Na altura da crise da «geração à rasca», muitas pessoas à minha volta começaram a emigrar. Em 2012, tinha voltado a viver em casa dos meus pais e sentia-me preso, não conseguia encontrar emprego nem que fosse numa loja, então decidi pegar nas minhas coisas, experimentar e ir para França. «Quem sabe consigo algo na área do cinema em Paris», pensei eu. Isso não aconteceu, encontrei de facto emprego, mas não foi na área do cinema. Aliás, com o ritmo do trabalho e a vida intensa em Paris, acabei por deixar essa minha paixão de parte durante uns anos, que foi a pior coisa que fiz até hoje…
Por isso, em 2016, decidi voltar para o conforto da cidade que eu conhecia bem, e também queria estar mais perto de uma parte da família. Bordéus deu-me essa liberdade de criação e acabei por experimentar várias coisas. Uma delas foi voltar a escrever histórias e filmar.

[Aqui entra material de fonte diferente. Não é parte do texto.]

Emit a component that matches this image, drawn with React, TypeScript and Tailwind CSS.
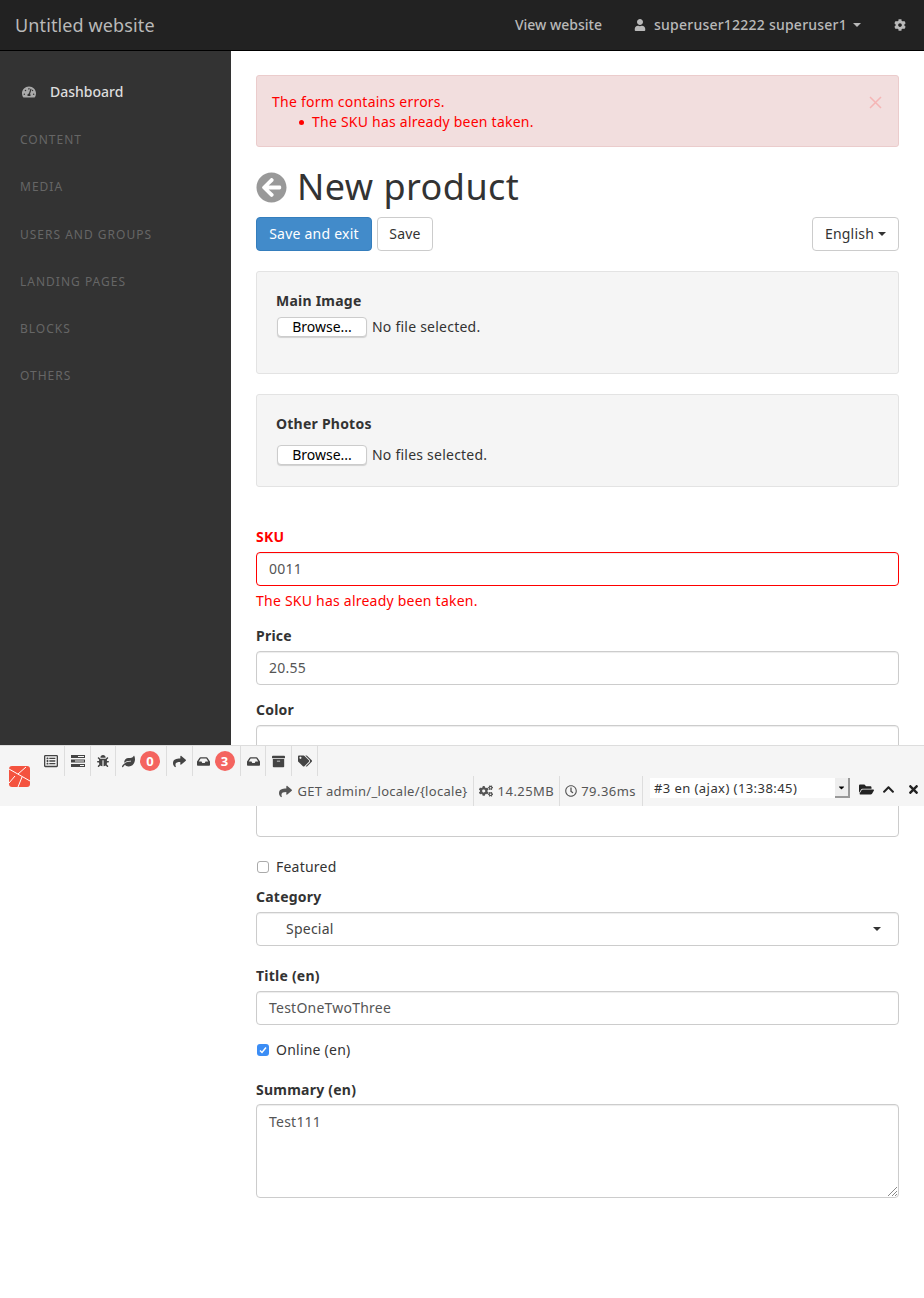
import {
  FaArchive,
  FaArrowCircleLeft,
  FaCaretDown,
  FaChevronUp,
  FaCog,
  FaCogs,
  FaFolderOpen,
  FaBug,
  FaInbox,
  FaLeaf,
  FaRegClock,
  FaRegListAlt,
  FaShare,
  FaTachometerAlt,
  FaTags,
  FaTimes,
  FaUser,
} from "react-icons/fa";

const sections = ["CONTENT", "MEDIA", "USERS AND GROUPS", "LANDING PAGES", "BLOCKS", "OTHERS"];

function Caret({ className }: { className: string }) {
  return <span className={`inline-block h-0 w-0 border-x-4 border-t-4 border-x-transparent ${className}`} />;
}

function Label({ children, danger }: { children: React.ReactNode; danger?: boolean }) {
  return (
    <label className={`mb-[5px] block h-5 font-bold leading-5 ${danger ? "text-[#f00]" : "text-[#333]"}`}>
      {children}
    </label>
  );
}

function TextField({ label, value }: { label: string; value: string }) {
  return (
    <div className="mb-[15px]">
      <Label>{label}</Label>
      <div className="flex h-[34px] items-center rounded border border-[#ccc] bg-white px-3 text-[#555] shadow-[inset_0_1px_1px_rgba(0,0,0,0.075)]">
        {value}
      </div>
    </div>
  );
}

function FileBox({ label, text, className, rowClass }: { label: string; text: string; className: string; rowClass: string }) {
  return (
    <div className={`rounded-[3px] border border-[#e3e3e3] bg-[#f5f5f5] px-[19px] pt-[19px] ${className}`}>
      <div className="h-5 font-bold leading-5 text-[#333]">{label}</div>
      <div className={`ml-px flex items-center gap-[5px] ${rowClass}`}>
        <span className="flex h-[20px] w-[90px] items-center justify-center rounded-[4px] border border-[#ccc] bg-white text-[14px] tracking-normal text-black shadow-[0_1px_1px_rgba(0,0,0,0.15)]">
          Browse...
        </span>
        <span className="text-[#333]">{text}</span>
      </div>
    </div>
  );
}

function BarItem({ children, className = "" }: { children: React.ReactNode; className?: string }) {
  return (
    <div className={`flex h-[30px] items-center justify-center border-r border-[#ddd] ${className}`}>{children}</div>
  );
}

function Badge({ n }: { n: number }) {
  return (
    <span className="ml-[5px] flex h-5 w-5 items-center justify-center rounded-full bg-[#f4645f] text-[13px] font-bold tracking-normal text-white">
      {n}
    </span>
  );
}

function DebugBar() {
  return (
    <div className="absolute left-0 right-0 top-[745px] z-10 h-[61px] border-t border-[#ddd] bg-[#f5f5f5] text-[13px] tracking-[0.3px] text-[#555]">
      <svg className="absolute left-[9px] top-[20px]" width="21" height="21" viewBox="0 0 21 21">
        <rect width="21" height="21" rx="3" fill="#f4533f" />
        <path d="M0 3 L21 15 M9 8 L17 1 M6 10 L0 17 M13 11 L9 21" stroke="#fff" strokeWidth="1" fill="none" />
      </svg>
      <div className="flex h-[30px] pl-[38px] text-[#444]">
        <BarItem className="w-[27px]">
          <FaRegListAlt size={14} />
        </BarItem>
        <BarItem className="w-[26px]">
          <svg width="14" height="12" viewBox="0 0 14 12" fill="currentColor">
            <path d="M0 0h14v3H0zM0 4.500h14v3H0zM0 9h14v3H0z" />
            <path d="M7 1h6v1H7zM4 5.500h9v1H4zM9 10h4v1H9z" fill="#f5f5f5" />
          </svg>
        </BarItem>
        <BarItem className="w-[25px]">
          <FaBug size={12} />
        </BarItem>
        <BarItem className="w-[51px]">
          <FaLeaf size={13} />
          <Badge n={0} />
        </BarItem>
        <BarItem className="w-[26px]">
          <FaShare size={13} />
        </BarItem>
        <BarItem className="w-[48px] pr-[2px]">
          <FaInbox size={13} />
          <Badge n={3} />
        </BarItem>
        <BarItem className="w-[25px]">
          <FaInbox size={13} />
        </BarItem>
        <BarItem className="w-[26px]">
          <FaArchive size={13} />
        </BarItem>
        <BarItem className="w-[26px]">
          <FaTags size={14} />
        </BarItem>
      </div>
      <div className="flex h-[30px] items-center justify-end">
        <div className="flex h-[30px] items-center gap-[5px] border-r border-[#ddd] pr-[5px]">
          <FaShare size={13} />
          <span>GET admin/_locale/&#123;locale&#125;</span>
        </div>
        <div className="flex h-[30px] items-center gap-[5px] border-r border-[#ddd] px-[5px] tracking-[0.45px]">
          <FaCogs size={14} />
          <span>14.25MB</span>
        </div>
        <div className="flex h-[30px] items-center gap-1 border-r border-[#ddd] pl-[5px] pr-[6px] tracking-[0.45px]">
          <FaRegClock size={12} />
          <span>79.36ms</span>
        </div>
        <div className="relative top-[-3px] ml-[7px] flex h-5 w-[200px] items-center justify-between bg-white pl-1 text-[13px] tracking-[0.43px] text-[#333]">
          #3 en (ajax) (13:38:45)
          <span className="flex h-5 w-[15px] items-center justify-center border-b-2 border-r-2 border-[#999] bg-[#eee]">
            <FaCaretDown size={9} className="text-black" />
          </span>
        </div>
        <div className="relative top-[-2px] flex w-[74px] items-center pl-[9px] text-[#222]">
          <FaFolderOpen size={15} />
          <FaChevronUp size={13} className="ml-2" />
          <FaTimes size={13} className="ml-3" />
        </div>
      </div>
    </div>
  );
}

export default function App() {
  return (
    <div className="relative min-h-[1298px] overflow-hidden bg-white font-['Noto_Sans',sans-serif] text-[14px] leading-5 tracking-[0.23px]">
      <header className="flex h-[51px] items-center justify-between border-b border-black bg-[#222] pl-[15px] pr-[18px] text-[#b9b9b9]">
        <span className="text-[18px] tracking-[0.12px]">Untitled website</span>
        <div className="flex items-center font-medium">
          <span className="tracking-normal">View website</span>
          <FaUser size={12} className="ml-[32px]" />
          <span className="ml-2">superuser12222 superuser1</span>
          <Caret className="ml-[6px] border-t-[#b9b9b9]" />
          <FaCog size={12} className="ml-[33px]" />
        </div>
      </header>

      <div className="flex">
        <aside className="h-[740px] w-[231px] shrink-0 bg-[#333] pt-[31px]">
          <div className="flex h-5 items-center pl-[22px] font-medium tracking-normal text-[#ddd]">
            <FaTachometerAlt size={14} className="text-[#aaa]" />
            <span className="ml-[14px]">Dashboard</span>
          </div>
          <ul className="mt-[28px] flex flex-col gap-[27.25px] pl-5 text-[12px] tracking-[1px] text-[#666]">
            {sections.map((s) => (
              <li key={s} className="h-5 leading-5">
                {s}
              </li>
            ))}
          </ul>
        </aside>

        <main className="min-w-0 flex-1 px-[25px] pt-6">
          <div className="relative mb-[16px] h-[72px] rounded-[3px] border border-[#ebcccc] bg-[#f2dede] pl-[15px] pt-[16px] text-[#f00]">
            <div>The form contains errors.</div>
            <div className="pl-[27px]">
              <span className="mr-[8px] inline-block h-[5px] w-[5px] -translate-y-[2px] rounded-full bg-[#f00]" />
              The SKU has already been taken.
            </div>
            <svg className="absolute right-4 top-5" width="13" height="13" viewBox="0 0 13 13" stroke="#f5b5b5" strokeWidth="1.500">
              <path d="M1 1 L12 12 M12 1 L1 12" />
            </svg>
          </div>

          <h1 className="mb-[6px] flex h-[48px] items-center text-[36px] font-normal tracking-[0.45px] text-[#333]">
            <FaArrowCircleLeft size={31} className="mr-[10px] text-[#999]" />
            New product
          </h1>

          <div className="flex h-[34px]">
            <button className="h-[34px] w-[116px] rounded-[4px] border border-[#357ebd] bg-[#428bca] text-white">
              Save and exit
            </button>
            <button className="ml-[5px] h-[34px] w-[56px] rounded-[4px] border border-[#ccc] bg-white text-[#333]">
              Save
            </button>
            <button className="ml-auto flex h-[34px] w-[87px] items-center justify-center rounded-[4px] border border-[#ccc] bg-white text-[#333]">
              English
              <Caret className="ml-1 border-t-[#333]" />
            </button>
          </div>

          <FileBox label="Main Image" text="No file selected." className="mt-5 h-[103px]" rowClass="mt-[6px]" />
          <FileBox label="Other Photos" text="No files selected." className="mt-5 h-[93px]" rowClass="mt-[11px]" />

          <div className="mt-10">
            <div className="mb-[5px]">
              <Label danger>SKU</Label>
              <div className="flex h-[34px] items-center rounded border border-[#f00] bg-white px-3 text-[#555] shadow-[inset_0_1px_1px_rgba(0,0,0,0.075)]">
                0011
              </div>
              <div className="mt-[5px] mb-[15px] h-5 text-[#f00]">The SKU has already been taken.</div>
            </div>
            <TextField label="Price" value="20.55" />
            <TextField label="Color" value="" />
            <div className="mb-[24px] h-[59px] pt-[25px]">
              <div className="h-[38px] rounded border border-[#ccc] bg-white" />
            </div>

            <label className="mb-[10px] flex h-5 items-center">
              <span className="ml-px h-[12px] w-[12px] rounded-[3px] border border-[#aaa] bg-white" />
              <span className="ml-[7px] text-[#333]">Featured</span>
            </label>

            <div className="mb-[20px]">
              <Label>Category</Label>
              <div className="flex h-[34px] items-center justify-between rounded border border-[#ccc] bg-white pl-[29px] pr-[17px] text-[#444] shadow-[inset_0_1px_1px_rgba(0,0,0,0.075)]">
                Special
                <Caret className="border-t-[#333]" />
              </div>
            </div>

            <TextField label="Title (en)" value="TestOneTwoThree" />

            <label className="mb-[20px] flex h-5 items-center">
              <span className="ml-px flex h-[12px] w-[12px] items-center justify-center rounded-[3px] bg-[#3b8df5]">
                <svg width="8" height="8" viewBox="0 0 8 8" fill="none" stroke="#fff" strokeWidth="1.500">
                  <path d="M1 4.500 L3 6.500 L7 1.500" />
                </svg>
              </span>
              <span className="ml-[7px] text-[#333]">Online (en)</span>
            </label>

            <label className="mb-1 block h-5 font-bold leading-5 text-[#333]">Summary (en)</label>
            <div className="relative h-[94px] rounded border border-[#ccc] bg-white px-3 py-[7px] text-[#555] shadow-[inset_0_1px_1px_rgba(0,0,0,0.075)]">
              Test111
              <svg className="absolute bottom-0 right-0" width="11" height="11" viewBox="0 0 11 11" stroke="#888" strokeWidth="1">
                <path d="M1 10 L10 1 M5 10 L10 5 M8 10 L10 8" />
              </svg>
            </div>
          </div>
        </main>
      </div>

      <DebugBar />
    </div>
  );
}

O teu primeiro projeto é uma curta-metragem de terror, Girls Night, a que se seguiram uma dezena de filmes de terror. É um género onde te sentes confortável e que queres continuar a explorar?
Sempre fui uma pessoa curiosa e infelizmente cresci num ambiente bastante fechado, o que me impossibilitou de explorar aquilo com que eu me identificasse. O cinema de terror foi uma surpresa e uma descoberta que se tornou só minha, uma das minhas paixões, que eram «proibidas» para crianças de menos de 12 anos, mas mais aceitáveis e fáceis de aceder, quer seja no cinema ou em cassetes de vídeo dos meus primos. Comecei então a ver alguns filmes e descobri aquilo de que precisava, encontrei uma forma de escapar à minha rotina e à pessoa que eu mostrava que era… uma forma de escape, se posso dizer. Tornou-se uma rotina e uma paixão. Hoje em dia, vejo provavelmente 3 filmes de terror por semana. É uma forma de lidar com a minha vida e de me perder nessa adrenalina.
Quando voltei a Bordéus em 2016, quis explorar essa minha vontade mais intrínseca, criar histórias que me metem medo. O Girls Night nasceu assim, no meu apartamento, numa slumber party com a minha prima e duas amigas. Foi bastante natural e a vontade era imensa, criámos algo low budget e, sozinho, escrevi, realizei, filmei e editei.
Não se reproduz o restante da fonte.